* [DATA]:
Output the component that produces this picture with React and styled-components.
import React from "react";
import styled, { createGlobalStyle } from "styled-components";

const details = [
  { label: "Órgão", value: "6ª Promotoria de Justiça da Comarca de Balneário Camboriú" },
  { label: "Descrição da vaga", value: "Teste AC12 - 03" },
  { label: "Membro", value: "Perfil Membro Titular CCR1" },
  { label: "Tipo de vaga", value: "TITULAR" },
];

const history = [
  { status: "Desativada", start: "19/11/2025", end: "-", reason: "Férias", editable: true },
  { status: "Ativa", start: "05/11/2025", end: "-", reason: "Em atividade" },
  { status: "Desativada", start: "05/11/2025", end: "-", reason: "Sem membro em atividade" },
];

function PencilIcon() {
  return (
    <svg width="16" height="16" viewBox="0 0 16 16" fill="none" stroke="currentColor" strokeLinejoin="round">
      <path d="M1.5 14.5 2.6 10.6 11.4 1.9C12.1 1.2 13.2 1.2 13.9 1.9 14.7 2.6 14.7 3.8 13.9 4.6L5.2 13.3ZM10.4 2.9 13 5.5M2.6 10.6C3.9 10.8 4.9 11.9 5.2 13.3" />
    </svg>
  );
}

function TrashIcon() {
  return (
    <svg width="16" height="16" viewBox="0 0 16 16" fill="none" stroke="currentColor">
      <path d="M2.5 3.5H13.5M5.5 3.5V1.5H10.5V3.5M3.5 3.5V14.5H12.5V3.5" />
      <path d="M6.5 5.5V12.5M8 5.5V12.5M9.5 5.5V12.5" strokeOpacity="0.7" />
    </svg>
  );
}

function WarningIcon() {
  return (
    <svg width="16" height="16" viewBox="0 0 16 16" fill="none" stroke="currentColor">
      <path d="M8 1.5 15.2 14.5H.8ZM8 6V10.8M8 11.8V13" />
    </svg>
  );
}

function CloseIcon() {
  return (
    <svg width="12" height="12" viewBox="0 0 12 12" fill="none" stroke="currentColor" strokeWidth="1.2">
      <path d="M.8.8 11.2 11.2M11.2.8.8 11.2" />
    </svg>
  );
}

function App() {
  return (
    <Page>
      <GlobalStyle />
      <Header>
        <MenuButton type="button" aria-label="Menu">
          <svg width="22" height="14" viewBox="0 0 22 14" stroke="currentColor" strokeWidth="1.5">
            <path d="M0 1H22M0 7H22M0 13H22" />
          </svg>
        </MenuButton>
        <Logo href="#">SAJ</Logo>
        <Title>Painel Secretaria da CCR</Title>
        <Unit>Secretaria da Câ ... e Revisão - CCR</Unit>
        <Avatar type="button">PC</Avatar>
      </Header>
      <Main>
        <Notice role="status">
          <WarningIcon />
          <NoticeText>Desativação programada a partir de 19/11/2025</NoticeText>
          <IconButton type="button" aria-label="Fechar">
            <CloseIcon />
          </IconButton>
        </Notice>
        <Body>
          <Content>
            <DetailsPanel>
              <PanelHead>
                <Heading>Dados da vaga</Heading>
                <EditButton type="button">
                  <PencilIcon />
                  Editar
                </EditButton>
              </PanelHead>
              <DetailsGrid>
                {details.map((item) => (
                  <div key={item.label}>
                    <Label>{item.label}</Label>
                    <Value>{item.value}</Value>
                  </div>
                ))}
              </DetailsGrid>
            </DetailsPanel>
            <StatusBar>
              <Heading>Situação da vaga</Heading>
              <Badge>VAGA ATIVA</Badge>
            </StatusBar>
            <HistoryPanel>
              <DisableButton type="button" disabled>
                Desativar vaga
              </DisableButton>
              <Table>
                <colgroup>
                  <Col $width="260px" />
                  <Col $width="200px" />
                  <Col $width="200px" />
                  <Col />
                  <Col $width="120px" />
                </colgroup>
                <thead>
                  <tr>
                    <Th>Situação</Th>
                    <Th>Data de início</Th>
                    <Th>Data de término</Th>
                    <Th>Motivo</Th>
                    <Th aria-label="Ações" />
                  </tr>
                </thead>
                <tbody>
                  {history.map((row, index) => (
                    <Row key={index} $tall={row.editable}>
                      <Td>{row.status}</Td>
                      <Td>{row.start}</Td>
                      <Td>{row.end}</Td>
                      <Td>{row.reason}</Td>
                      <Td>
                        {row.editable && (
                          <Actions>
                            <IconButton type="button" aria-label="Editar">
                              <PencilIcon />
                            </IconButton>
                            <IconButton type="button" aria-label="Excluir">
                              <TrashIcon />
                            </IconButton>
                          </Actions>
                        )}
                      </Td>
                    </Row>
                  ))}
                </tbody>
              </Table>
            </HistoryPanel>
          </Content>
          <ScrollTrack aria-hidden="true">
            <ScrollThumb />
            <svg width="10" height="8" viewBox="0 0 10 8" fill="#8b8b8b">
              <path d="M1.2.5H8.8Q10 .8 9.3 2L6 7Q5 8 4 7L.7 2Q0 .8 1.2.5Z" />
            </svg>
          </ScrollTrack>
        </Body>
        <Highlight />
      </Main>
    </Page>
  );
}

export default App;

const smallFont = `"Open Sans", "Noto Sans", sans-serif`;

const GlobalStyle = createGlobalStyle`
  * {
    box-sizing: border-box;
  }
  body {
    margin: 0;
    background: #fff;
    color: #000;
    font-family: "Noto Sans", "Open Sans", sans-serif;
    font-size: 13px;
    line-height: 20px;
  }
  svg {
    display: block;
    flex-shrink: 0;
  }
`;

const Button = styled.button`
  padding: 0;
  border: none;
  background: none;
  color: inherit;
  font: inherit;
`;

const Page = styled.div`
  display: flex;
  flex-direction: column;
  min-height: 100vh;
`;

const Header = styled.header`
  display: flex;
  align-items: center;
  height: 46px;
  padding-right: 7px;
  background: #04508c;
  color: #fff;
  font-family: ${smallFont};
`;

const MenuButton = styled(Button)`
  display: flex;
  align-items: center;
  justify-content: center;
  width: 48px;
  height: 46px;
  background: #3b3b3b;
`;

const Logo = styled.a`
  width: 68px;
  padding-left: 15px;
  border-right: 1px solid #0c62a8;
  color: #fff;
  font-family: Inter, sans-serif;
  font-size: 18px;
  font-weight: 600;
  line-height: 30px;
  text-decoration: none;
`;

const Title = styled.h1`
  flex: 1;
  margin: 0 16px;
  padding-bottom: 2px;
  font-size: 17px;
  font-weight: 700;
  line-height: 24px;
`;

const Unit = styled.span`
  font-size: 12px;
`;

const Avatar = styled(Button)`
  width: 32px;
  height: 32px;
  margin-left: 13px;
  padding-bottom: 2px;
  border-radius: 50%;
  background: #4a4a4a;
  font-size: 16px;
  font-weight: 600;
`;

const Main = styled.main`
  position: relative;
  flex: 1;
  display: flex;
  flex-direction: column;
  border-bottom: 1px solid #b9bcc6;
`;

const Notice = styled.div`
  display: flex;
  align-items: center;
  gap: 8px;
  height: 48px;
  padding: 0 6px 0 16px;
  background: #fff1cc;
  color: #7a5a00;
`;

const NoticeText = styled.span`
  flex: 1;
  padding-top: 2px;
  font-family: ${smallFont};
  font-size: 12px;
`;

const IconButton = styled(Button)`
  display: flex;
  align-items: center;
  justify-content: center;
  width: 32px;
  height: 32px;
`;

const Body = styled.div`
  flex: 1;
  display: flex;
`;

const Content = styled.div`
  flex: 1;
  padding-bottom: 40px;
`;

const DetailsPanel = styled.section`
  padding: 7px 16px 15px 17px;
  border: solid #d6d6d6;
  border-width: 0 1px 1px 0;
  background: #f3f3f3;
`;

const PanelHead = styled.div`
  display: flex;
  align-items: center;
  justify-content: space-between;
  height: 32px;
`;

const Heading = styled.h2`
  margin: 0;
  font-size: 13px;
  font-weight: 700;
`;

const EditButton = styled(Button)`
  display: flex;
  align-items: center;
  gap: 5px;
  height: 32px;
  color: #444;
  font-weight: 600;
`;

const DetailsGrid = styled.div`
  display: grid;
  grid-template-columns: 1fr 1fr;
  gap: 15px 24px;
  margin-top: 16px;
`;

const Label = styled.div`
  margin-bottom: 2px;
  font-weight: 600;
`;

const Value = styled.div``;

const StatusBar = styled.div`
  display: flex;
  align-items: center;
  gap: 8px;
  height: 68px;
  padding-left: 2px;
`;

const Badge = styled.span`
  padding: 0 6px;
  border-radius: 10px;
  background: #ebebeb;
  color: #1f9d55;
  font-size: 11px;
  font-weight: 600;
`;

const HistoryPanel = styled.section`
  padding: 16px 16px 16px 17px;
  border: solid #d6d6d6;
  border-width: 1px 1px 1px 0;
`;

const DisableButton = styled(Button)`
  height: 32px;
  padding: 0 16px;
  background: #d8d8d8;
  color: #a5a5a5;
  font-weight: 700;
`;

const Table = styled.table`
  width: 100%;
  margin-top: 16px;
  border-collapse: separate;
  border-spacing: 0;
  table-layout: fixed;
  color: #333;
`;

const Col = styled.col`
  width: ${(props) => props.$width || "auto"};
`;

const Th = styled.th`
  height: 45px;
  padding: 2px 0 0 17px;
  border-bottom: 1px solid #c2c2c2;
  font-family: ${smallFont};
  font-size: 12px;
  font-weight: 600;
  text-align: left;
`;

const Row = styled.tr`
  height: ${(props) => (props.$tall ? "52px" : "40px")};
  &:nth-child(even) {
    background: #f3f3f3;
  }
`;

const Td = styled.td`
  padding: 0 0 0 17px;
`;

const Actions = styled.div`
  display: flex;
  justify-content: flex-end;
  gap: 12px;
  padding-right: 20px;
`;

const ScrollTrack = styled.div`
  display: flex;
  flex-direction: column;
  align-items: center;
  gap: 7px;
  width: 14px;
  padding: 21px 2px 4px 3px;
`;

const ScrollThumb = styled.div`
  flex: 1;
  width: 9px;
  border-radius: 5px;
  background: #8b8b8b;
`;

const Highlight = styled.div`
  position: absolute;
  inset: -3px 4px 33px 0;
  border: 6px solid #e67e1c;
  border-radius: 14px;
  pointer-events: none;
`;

* [TASK OBJECTIVE]: List each line holding the string "components".

* [EXERCISE RESPONSE]:
Output the component that produces this picture with React and styled-components.
import styled, { createGlobalStyle } from "styled-components";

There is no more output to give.